By John Kagia, Chief Knowledge Officer, New Frontier Data
Surging growth within the legal cannabis industry has made it a convenient target for those in drought-stricken regions to blame for acute water shortages. Conventional wisdom surmises that if cannabis is California’s most lucrative cash crop, rivaling wine vineyards and the state’s fabled fruit and nut orchards, then surely the cannabis sector must be using at least as much water as the thirsty crops that lead the state’s agricultural economy.
However, the relative value of cannabis when compared to grapes, corn, or rice highlights how the cannabis economy does not equate with other large-scale crops in California. Whereas wholesale pounds of cotton, rice, and table grapes sell for approximately $0.60, $0.71, and $0.78, respectively, a wholesale pound of smokable cannabis bud can fetch $1,500 – $3,000 or more, depending on the quality. Consequently, the market value of the cannabis industry increases dramatically with only incremental increases in production.
Consequently, while the state produced over 7.1 million tons of grapes valued at $6.3 billion dollars, and nearly 2.3 million tons of almonds valued at $5.5 billion dollars, the state produced less than 10,000 tons of smokable cannabis flower (for the legal and illicit markets combined), but for a total value of nearly $25 billion dollars. That comparative scale in yield to market value is a key reason why, despite longstanding conventional wisdom, cannabis comparatively uses so much less water per dollar gained than California’s other leading crops.
As explained in Cannabis H20: Water Use and Sustainability in Cultivation, New Frontier Data’s latest report (in partnership with Resource Innovation Institute and the University of California, Berkeley), our estimates found that while the state’s orchards use nearly 7 million acre-feet of water, and rice fields use nearly 5 million acre-feet, the state’s lucrative cannabis industry only uses 3,000 acre-feet, making it the most water-economical crop among the state’s top revenue crops.
The industry’s parsimonious use of water relative to other crops has two important implications. The first is that regulators should not adopt punitive policies related to water use, as there are far greater gains to be had through water conservation in other agricultural sectors. Regulators should instead incentivize water efficiency by encouraging data-reporting among producers, collecting and sharing best practices, and offering rewards to companies which invest in water-saving technologies.
Additionally, while the industry water-use footprint may be small relative to other sectors, within the industry itself there are significant operational cost savings to be gained through reducing a facility’s water use.

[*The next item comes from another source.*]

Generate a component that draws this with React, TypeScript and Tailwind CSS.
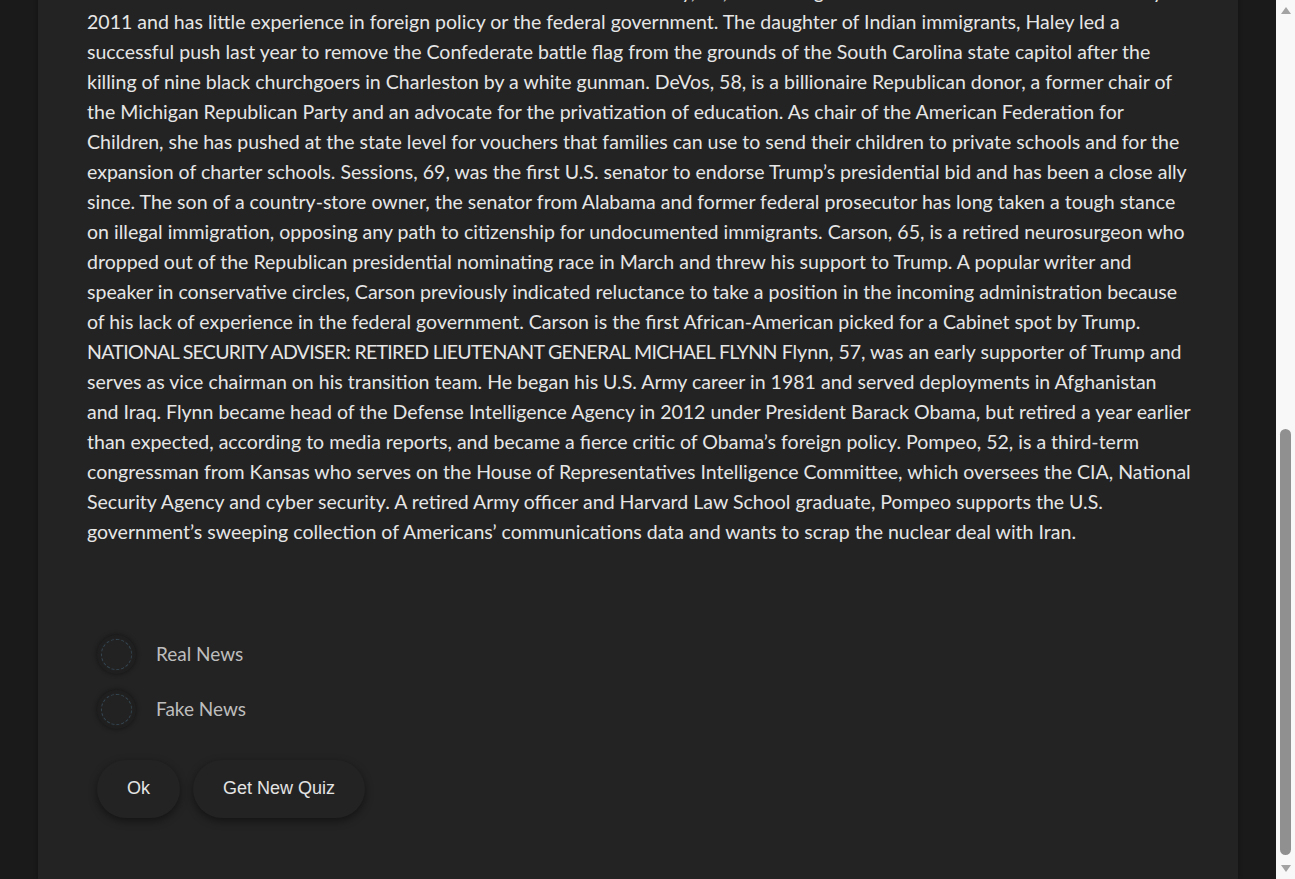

Recognizing that, there is obvious incentive for any operator to increase their water efficiency amid the increasingly competitive legal market.
With the U.S. legal cannabis industry poised to double in size among those states where it is currently legal, and an additional dozen or more states poised to legalize cannabis over the next two or three years, the cannabis industry resides in a particular position to make major investments in resource-efficient solutions while the sector is in its infancy. Through greater industrywide collaboration and operational benchmarking, the industry can potentially provide the large number of operators that will be establishing operations over the next decade with the ability to make cannabis not only one of the country’s most lucrative cash crops, but also one its most sustainably grown.